Here's the closest analogy to what AI alignment actually involves. You raise a child with values, by example, by explaining reasoning, by correction, by context. You can't simply specify a ruleset — you convey something more holistic: a way of being in the world, a set of commitments, a sense of what matters. You also know that eventually this person will face situations you didn't anticipate, where they'll have to apply those values to novel circumstances without your guidance.

This is what alignment researchers are trying to achieve with AI: not a list of rules (rules can be gamed), not a simple objective (objectives can be Goodharted), but something more like the internalization of values and the ability to apply them sensibly in novel situations. The key insight from this analogy is that values can't be fully specified — they have to be somehow instilled.

What this captures

The depth of the alignment challenge. What we want isn't an AI that follows rules. It's an AI that understands the reasoning behind the rules well enough to do the right thing even when the rules don't quite apply. This requires something closer to genuine value internalization than rule-following — and we don't yet know how to reliably achieve it.

What this analogy misses

Children grow slowly and we have millennia of accumulated wisdom about child development. AI systems can be deployed at massive scale rapidly. There's no equivalent of childhood — no protected period of development before the system interacts with the world. And unlike with children, we can't always tell what values a system has actually internalized.

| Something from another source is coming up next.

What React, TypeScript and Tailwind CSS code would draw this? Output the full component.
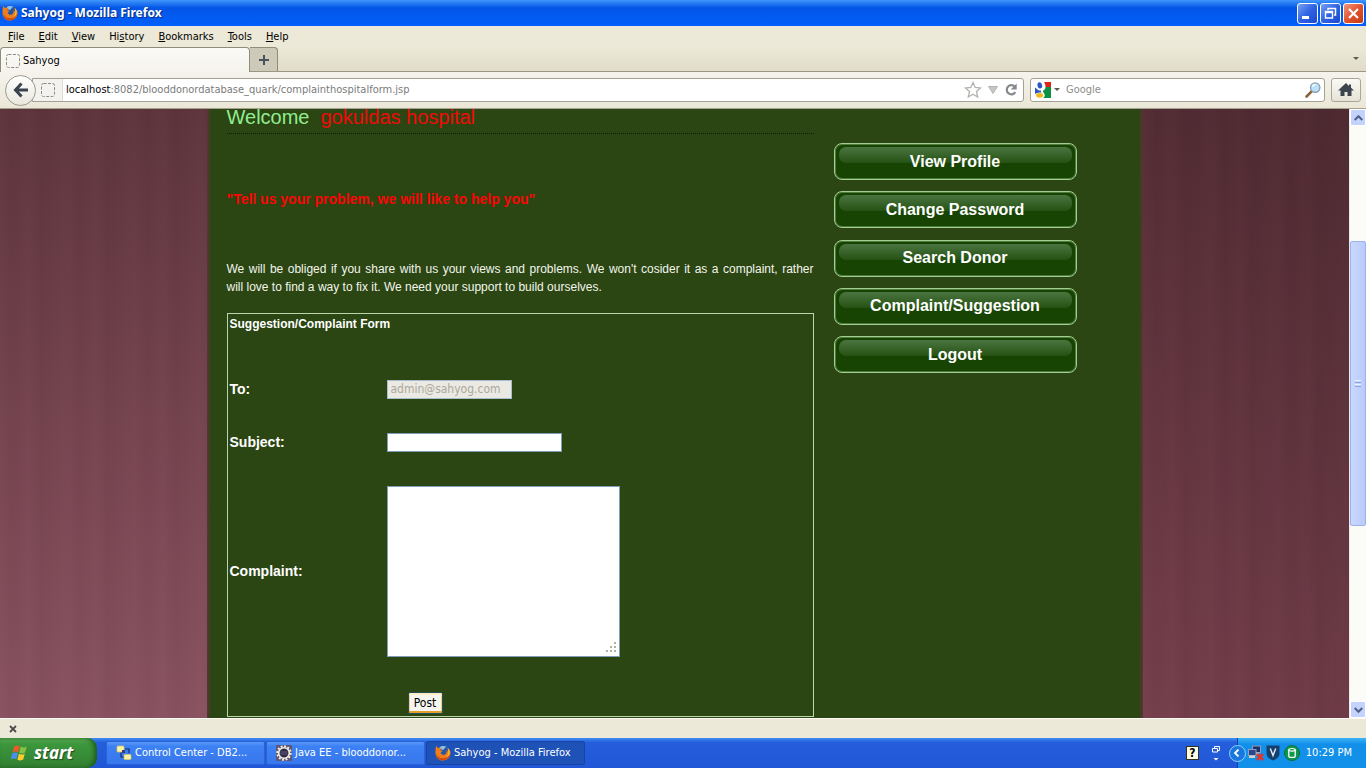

The thread that connects all five: Each analogy reveals a different layer of the same problem — the gap between what we can specify and what we actually want. The genie problem is about literal specification. The new hire is about proxy measures. The GPS is about aggregate effects. The student is about evaluation vs. reality. The child is about value internalization. Solving alignment requires addressing all five layers simultaneously, in systems that are increasingly capable of finding unintended paths to specified goals.